PS; If we look back at the development of general relativity, it is not hard to see that dipole gravity is the true crown jewel of general relativity. Because the first term from the linearized theory which is the monopole(Newtonian) gravity was a totally expected one that can not surprise anybody and the third term which is the radiative type of gravitational quadruple moment is two orders of (v/c) magnitude weaker than the monopole gravity, which makes it extremely difficult to detect its effect. And none of these two known terms of gravitation seems to explain the most prominent cosmological problems of today, namely, the jets and the dark matter problem.
The second term in the linearized theory which is the dipole gravity was a totally unexpected one since it doesn't exist in the context of the classical gravitational physics.

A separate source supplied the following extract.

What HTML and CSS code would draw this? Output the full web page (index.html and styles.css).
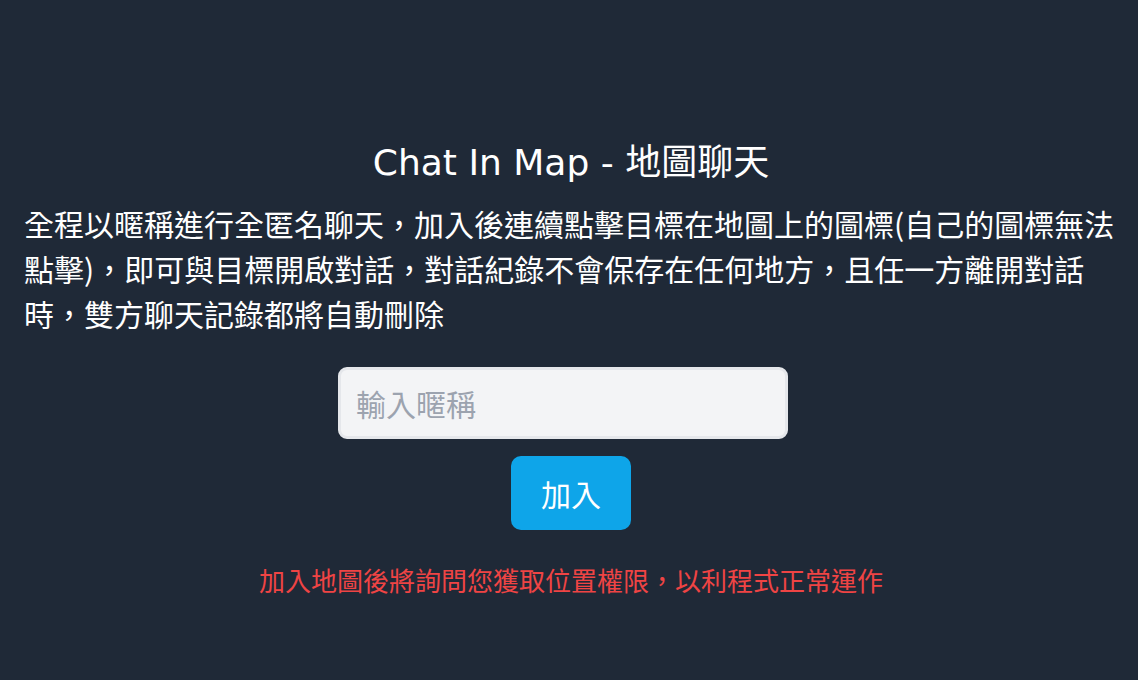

And it was not obvious if it does exist and meaningful within general relativity either, so it was generally considered non existent and that the dipole term in general relativity was considered physically meaningless, although many hints were there suggesting that it could exist and be real. For example, Lens-Thirring force should have been taken more seriously because it carries the signature of dipole gravity. And also, since acceleration of mass creates gravitational field, according to the equivalence principle, the gravitational field from the rotating sphere should have been looked at more carefully.